Der BVB ist vergangene Saison »nur« Vizemeister geworden. Daraus leiten einige Medien ab, dass die ­Borussia in dieser Spielzeit Meister werden müsse. Alles andere sei ein Scheitern des Trainers. Dass Favre und seine Mannschaft 2018/2019 mehr leisteten als erwartet – kaum jemand hatte damit gerechnet, dass die Dortmunder die Bayern ernsthaft fordern würden –, ist vergessen. ­Angeblich sind die Borussen ja nur deshalb nicht Meister geworden, weil Favre ein »Zauderer« ist, der nicht Meister werden will. Wie blöd ist das denn? Favre geht in die Kabine und erzählt den Spielern: »Sieht schlecht aus, Jungs. Meisterschaft ist wohl gelaufen.« Daraufhin antworten die Spieler: »Klar, Chef! Dann nehmen wir jetzt mal hübsch den Fuß vom Gas.«

Der BVB wurde vergangenen Sommer nicht Meister, weil die Qualität dafür nicht ausreichte. Und zurzeit sind die Bayern offensichtlich besser, als dies (auch von mir) vor dieser Saison prognostiziert wurde. Mats Hummels, derzeit wieder Abwehrchef beim BVB, weint man dort keine ­Träne nach. Die Bayern haben getobt, als Bundestrainer Joachim Löw Hummels, Thomas Müller und Jerome Boateng aussortierte – und vollziehen dies nun selbst: Hummels wurde verkauft, Boateng möchte man loswerden, Müller ist nur noch Reservist. Hansi Flick wurde Niko Kovač als Co-Trainer an die Seite gestellt und kompenisert die taktischen Defizite seines Chefs.

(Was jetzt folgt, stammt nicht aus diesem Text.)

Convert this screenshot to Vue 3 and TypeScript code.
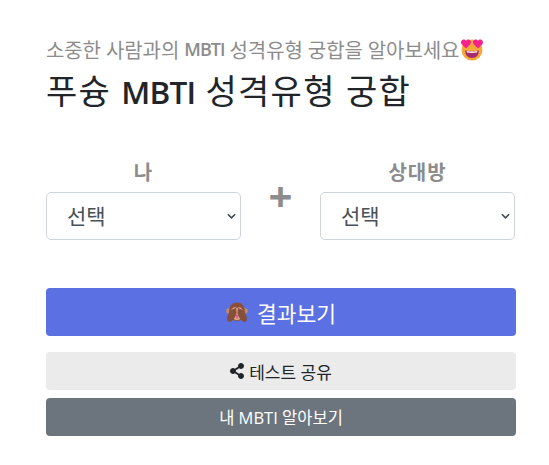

Wenn der BVB-­Geschäftsführer Hans-Joachim Watzke verkündet, man wolle Meister werden, ist das okay. Lucien Favre muss da nicht mitmachen. Vielleicht ist es sogar klüger, hier etwas auf die Bremse zu treten. Warum eine Erwartung erzeugen, von deren Berechtigung man selbst nicht restlos überzeugt ist? Vielleicht muss man am Ende der Saison konstatieren: Nicht Favre war das Problem, sondern die falsche Situationsanalyse des BVB-Bosses, der weniger Ahnung vom Fußball hat als sein Trainer.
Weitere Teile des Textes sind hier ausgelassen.